State Senator Troy Fraser, (R) also chairman of the Senate Business and Commerce Committee, asked the Texas Public Utility Commission to call for a halt of the meter installations and to start an independent audit. The PUC tells The Dallas Morning News that it hopes to hire an auditor within the next two weeks to review the meters’ accuracy, but no word on whether Oncor will slow down its deployment. (We’ve reached out to Oncor and are waiting to hear back).
The situation in Texas sounds very similar to that of Bakersfield — from both a utility and a consumer perspective. In the Bakersfield case, utility PG&E actually did end up slowing down its smart meter deployment in the area and looked to hire an independent auditor to test the accuracy of the meters. Both PG&E and network vendor Silver Springs Networks stated several times that the meters were accurate but that they would test the meters. In both cases unusual weather was sited as a potential cause for the bill spikes.

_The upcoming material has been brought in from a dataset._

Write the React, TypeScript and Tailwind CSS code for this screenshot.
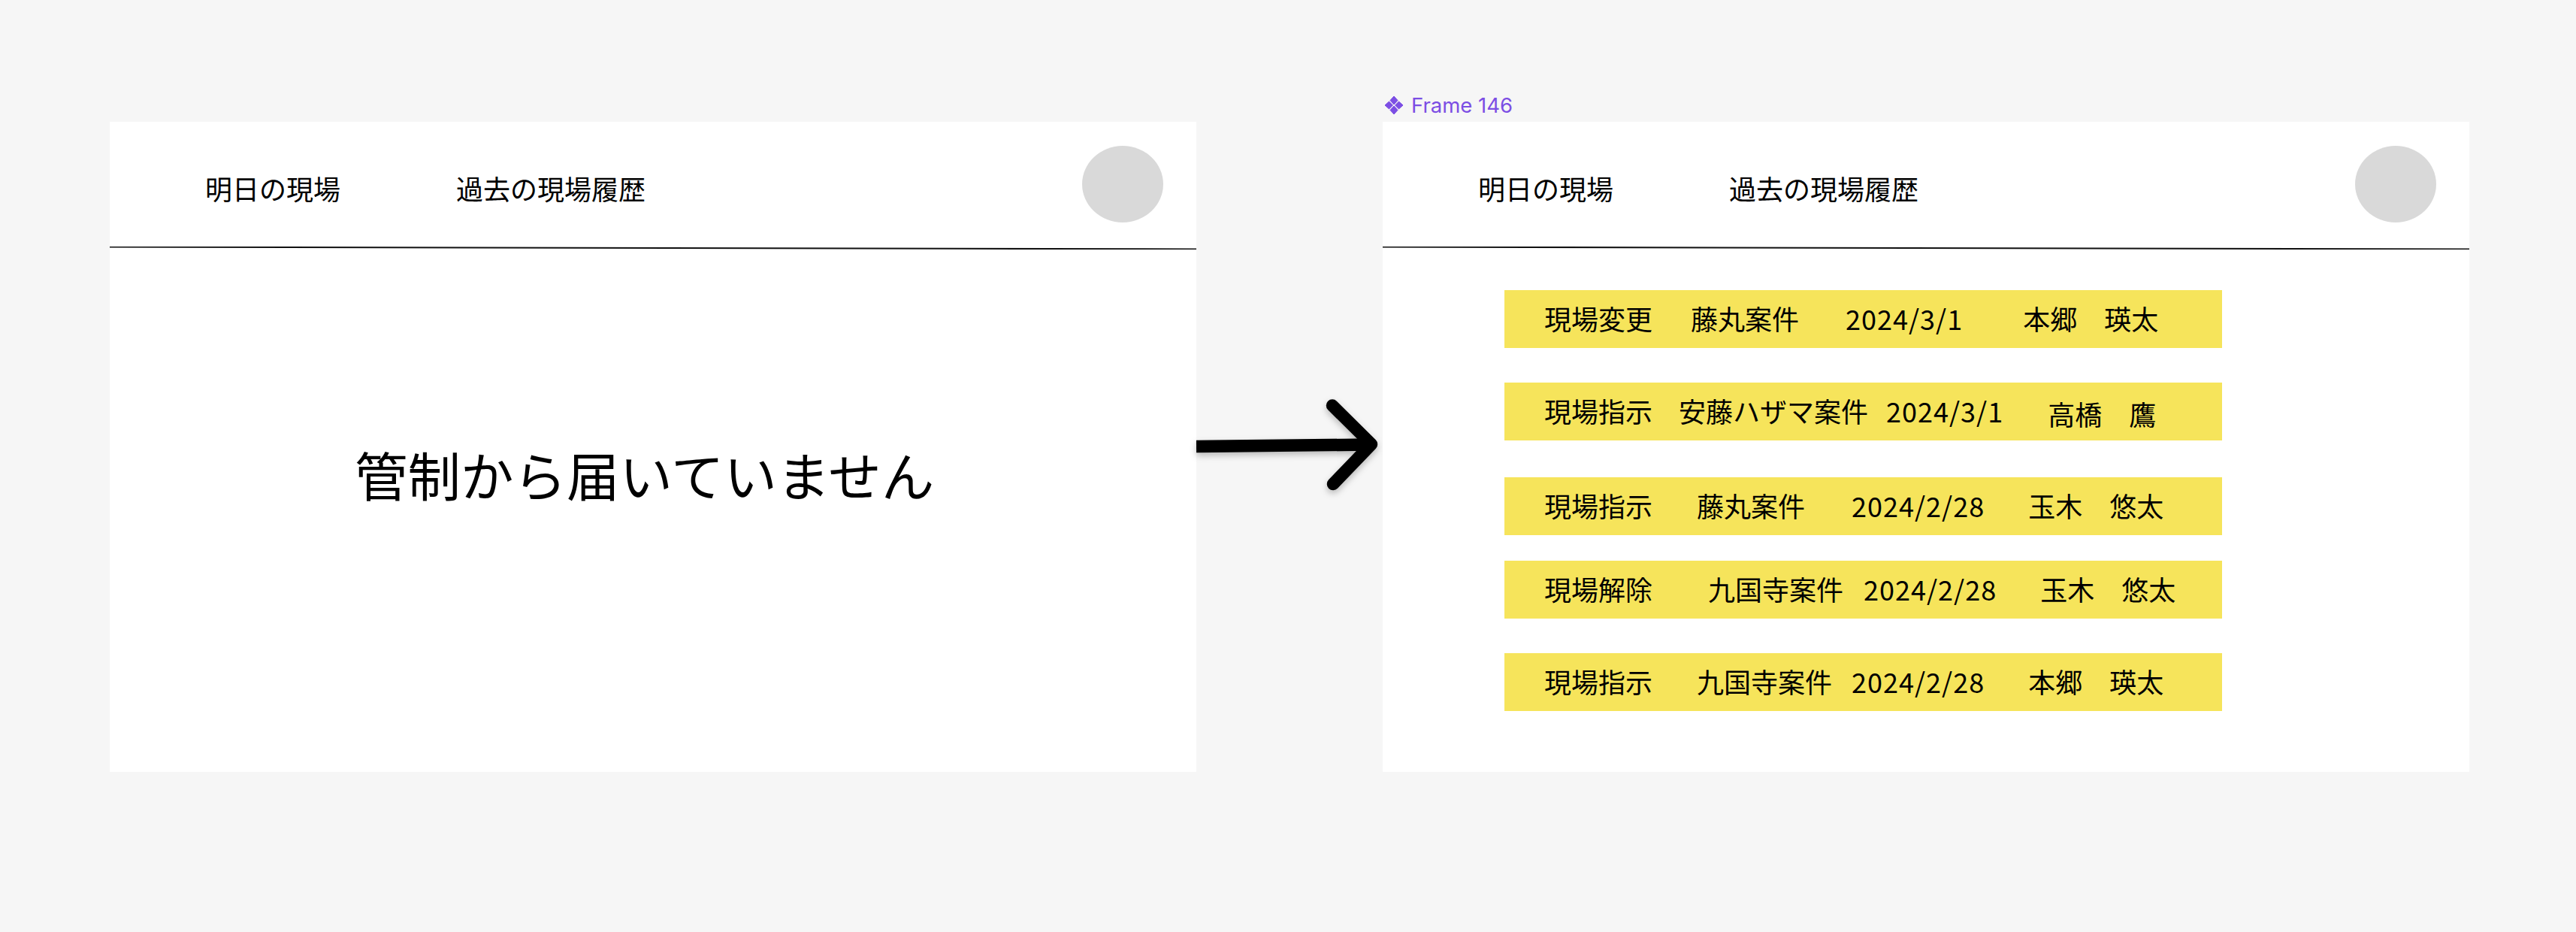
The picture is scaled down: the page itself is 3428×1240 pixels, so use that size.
const cjk = "font-['Noto_Sans_CJK_JP','Noto_Sans',sans-serif]";

interface Row {
  type: string;
  site: string;
  date: string;
  person: string;
  rowClass: string;
  siteClass: string;
  dateClass: string;
  personClass: string;
}

const rows: Row[] = [
  { type: '現場変更', site: '藤丸案件', date: '2024/3/1', person: '本郷　瑛太', rowClass: 'mt-[54px]', siteClass: 'ml-[51px]', dateClass: 'ml-[62px]', personClass: 'ml-[80px]' },
  { type: '現場指示', site: '安藤ハザマ案件', date: '2024/3/1', person: '高橋　鷹', rowClass: 'mt-[46px]', siteClass: 'ml-[35px]', dateClass: 'ml-[24px]', personClass: 'ml-[59px] mt-[8px]' },
  { type: '現場指示', site: '藤丸案件', date: '2024/2/28', person: '玉木　悠太', rowClass: 'mt-[49px]', siteClass: 'ml-[59px]', dateClass: 'ml-[62px]', personClass: 'ml-[58px]' },
  { type: '現場解除', site: '九国寺案件', date: '2024/2/28', person: '玉木　悠太', rowClass: 'mt-[34px]', siteClass: 'ml-[74px]', dateClass: 'ml-[27px]', personClass: 'ml-[58px]' },
  { type: '現場指示', site: '九国寺案件', date: '2024/2/28', person: '本郷　瑛太', rowClass: 'mt-[46px]', siteClass: 'ml-[59px]', dateClass: 'ml-[26px]', personClass: 'ml-[58px]' },
];

function Header() {
  return (
    <div className="relative h-[170px] shrink-0">
      <nav className="flex items-center pl-[127px] pt-[60px] text-[36px] leading-[56px] text-black">
        <span>明日の現場</span>
        <span className="ml-[154px]">過去の現場履歴</span>
      </nav>
      <div className="absolute left-[1294px] top-[32px] h-[102px] w-[108px] rounded-[50%] bg-[#d9d9d9]" />
      <svg className="absolute bottom-0 left-0 h-[4px] w-full" viewBox="0 0 1446 4" preserveAspectRatio="none">
        <line x1="0" y1="0.5" x2="1446" y2="3.5" stroke="#111" strokeWidth="2" />
      </svg>
    </div>
  );
}

function Arrow() {
  return (
    <svg className="h-[865px] w-[248px] shrink-0 overflow-visible drop-shadow-[0_4px_4px_rgba(0,0,0,0.25)]" viewBox="0 0 248 865" fill="none">
      <path d="M0 432 L232 429.5" stroke="#000" strokeWidth="16.5" />
      <path d="M181 377.5 L233 429 L182 482" stroke="#000" strokeWidth="16.5" strokeLinecap="round" strokeLinejoin="round" />
    </svg>
  );
}

export default function App() {
  return (
    <div className={`flex h-[1240px] w-[3428px] items-start overflow-hidden bg-[#f6f6f6] pl-[146px] pt-[162px] ${cjk}`}>
      <section className="flex h-[865px] w-[1446px] shrink-0 flex-col bg-white">
        <Header />
        <p className="pl-[326px] pt-[246px] text-[70.5px] leading-[104px] text-black">管制から届いていません</p>
      </section>

      <Arrow />

      <section className="relative flex h-[865px] w-[1446px] shrink-0 flex-col bg-white">
        <div className="absolute -top-[38px] left-[2px] flex items-center gap-[10px] text-[#7c4ee4]">
          <svg className="h-[26px] w-[26px]" viewBox="0 0 26 26" fill="currentColor" stroke="currentColor" strokeWidth="1" strokeLinejoin="round">
            <path d="M13 1 L18 6.5 L13 12 L8 6.5 Z M13 14 L18 19.5 L13 25 L8 19.5 Z M6.5 8 L11.5 13 L6.5 18 L1 13 Z M19.5 8 L25 13 L19.5 18 L14.5 13 Z" />
          </svg>
          <span className="font-['Inter',sans-serif] text-[27.5px] leading-[32px]">Frame 146</span>
        </div>
        <Header />
        <div className="flex flex-col pl-[162px]">
          {rows.map((row) => (
            <div key={row.type + row.site + row.person} className={`flex h-[77px] w-[955px] items-center bg-[#f6e45b] pb-[4px] pl-[53px] text-[36px] leading-[50px] text-black ${row.rowClass}`}>
              <span>{row.type}</span>
              <span className={row.siteClass}>{row.site}</span>
              <span className={`tracking-[1px] ${row.dateClass}`}>{row.date}</span>
              <span className={row.personClass}>{row.person}</span>
            </div>
          ))}
        </div>
      </section>
    </div>
  );
}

Smart meters are just digital IT technology used for the electrical network, and aren’t exactly bleeding edge tech — the large majority of them are likely accurate, and if they aren’t there’s a digital trail that can be looked at and fixed. As we pointed out, however, the problem in both cases is a problem of communication. Utilities need to learn to communicate a lot better, and develop a much stronger relationship, with their customers, whether that’s through marketing, PR or customer outreach.

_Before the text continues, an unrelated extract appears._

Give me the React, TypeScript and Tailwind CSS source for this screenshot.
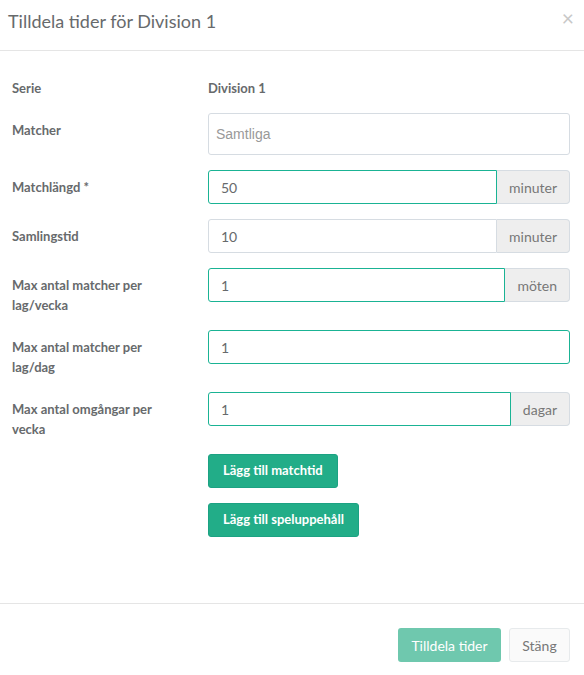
import React from "react";

const font = { fontFamily: "Lato, 'Open Sans', sans-serif" };

function Label({ children }: { children: React.ReactNode }) {
  return (
    <div className="w-[208px] shrink-0 pl-3 pr-[56px] pt-[7px] text-[13px] font-bold leading-5 text-[#676a6c]">
      {children}
    </div>
  );
}

function Field({
  value,
  addon,
  focused,
}: {
  value: string;
  addon?: string;
  focused?: boolean;
}) {
  const border = focused ? "border-[#1ab394]" : "border-[#d6dce2]";
  return (
    <div className="flex h-[34px] flex-1">
      <div
        className={`flex flex-1 items-center border ${border} bg-white pl-3 text-[14px] text-[#676a6c] ${
          addon ? "rounded-l-[3px]" : "rounded-[3px]"
        }`}
      >
        {value}
      </div>
      {addon && (
        <div className="flex items-center rounded-r-[4px] border border-l-0 border-[#d6dce2] bg-[#eeeeee] px-3 text-[14px] text-[#777]">
          {addon}
        </div>
      )}
    </div>
  );
}

export default function App() {
  return (
    <div className="w-[584px] h-[675px] bg-white" style={font}>
      <div className="flex h-[51px] items-start justify-between border-b border-[#e5e5e5]">
        <div className="pl-2 pt-[9px] text-[18px] leading-6 text-[#676a6c]">
          Tilldela tider för Division 1
        </div>
        <div className="pr-[10px] pt-[6px] text-[21px] leading-6 text-[#c8c8c8]">×</div>
      </div>
      <div className="h-[552px] pr-[14px] pt-[27px]">
        <div className="mb-[15px] flex">
          <div className="w-[208px] shrink-0 pl-3 text-[13px] font-bold leading-5 text-[#676a6c]">
            Serie
          </div>
          <div className="text-[13px] font-bold leading-5 text-[#676a6c]">Division 1</div>
        </div>
        <div className="mb-[15px] flex">
          <Label>Matcher</Label>
          <div className="flex h-[42px] flex-1 items-center rounded-[3px] border border-[#d6dce2] pl-[7px] text-[14px] text-[#999]" style={{ fontFamily: "'Liberation Sans', Arial, sans-serif" }}>
            Samtliga
          </div>
        </div>
        <div className="mb-[15px] flex">
          <Label>Matchlängd *</Label>
          <Field value="50" addon="minuter" focused />
        </div>
        <div className="mb-[15px] flex">
          <Label>Samlingstid</Label>
          <Field value="10" addon="minuter" />
        </div>
        <div className="mb-[15px] flex">
          <Label>Max antal matcher per lag/vecka</Label>
          <Field value="1" addon="möten" focused />
        </div>
        <div className="mb-[15px] flex">
          <Label>Max antal matcher per lag/dag</Label>
          <Field value="1" focused />
        </div>
        <div className="mb-[15px] flex">
          <Label>Max antal omgångar per vecka</Label>
          <Field value="1" addon="dagar" focused />
        </div>
        <div className="flex flex-col items-start gap-[15px] pl-[208px]">
          <button className="h-[34px] rounded-[3px] border border-[#1ca283] bg-[#22ad88] px-[14px] text-[13px] font-bold text-white">
            Lägg till matchtid
          </button>
          <button className="h-[34px] rounded-[3px] border border-[#1ca283] bg-[#22ad88] px-[14px] text-[13px] font-bold text-white">
            Lägg till speluppehåll
          </button>
        </div>
      </div>
      <div className="flex justify-end gap-2 border-t border-[#e5e5e5] pr-[14px] pt-[24px]">
        <button className="h-[34px] w-[103px] rounded-[3px] bg-[#6fc8ae] text-[14px] text-white">
          Tilldela tider
        </button>
        <button className="h-[34px] w-[61px] rounded-[3px] border border-[#e7eaec] bg-[#fafafa] text-[14px] text-[#777]">
          Stäng
        </button>
      </div>
    </div>
  );
}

As Seth Frader-Thompson, CEO of energy management startup EnergyHub explained to me late last year, utilities, with their regulatory markets, have a long history of looking at their customers as “rate payers,” or even “load” and there needs to be a sea change in the relationship between utilities and power consumers.
Oncor tells The Dallas Morning News that it will host 100 open houses this year to explain how the new meters work, to help customers understand their bills and to teach them how to lower their energy bills.
Having poor communications won’t only hurt Oncor, it will affect the smart grid tech vendors as well. Oncor is working with smart meter maker Landis + Gyr, IBM (s IBM) and software startup Ecologic Analytics. And, as in the case of Bakersfield, these complaints will cause the entire utility and smart grid industries to sit up, take notice, and worry — a lot.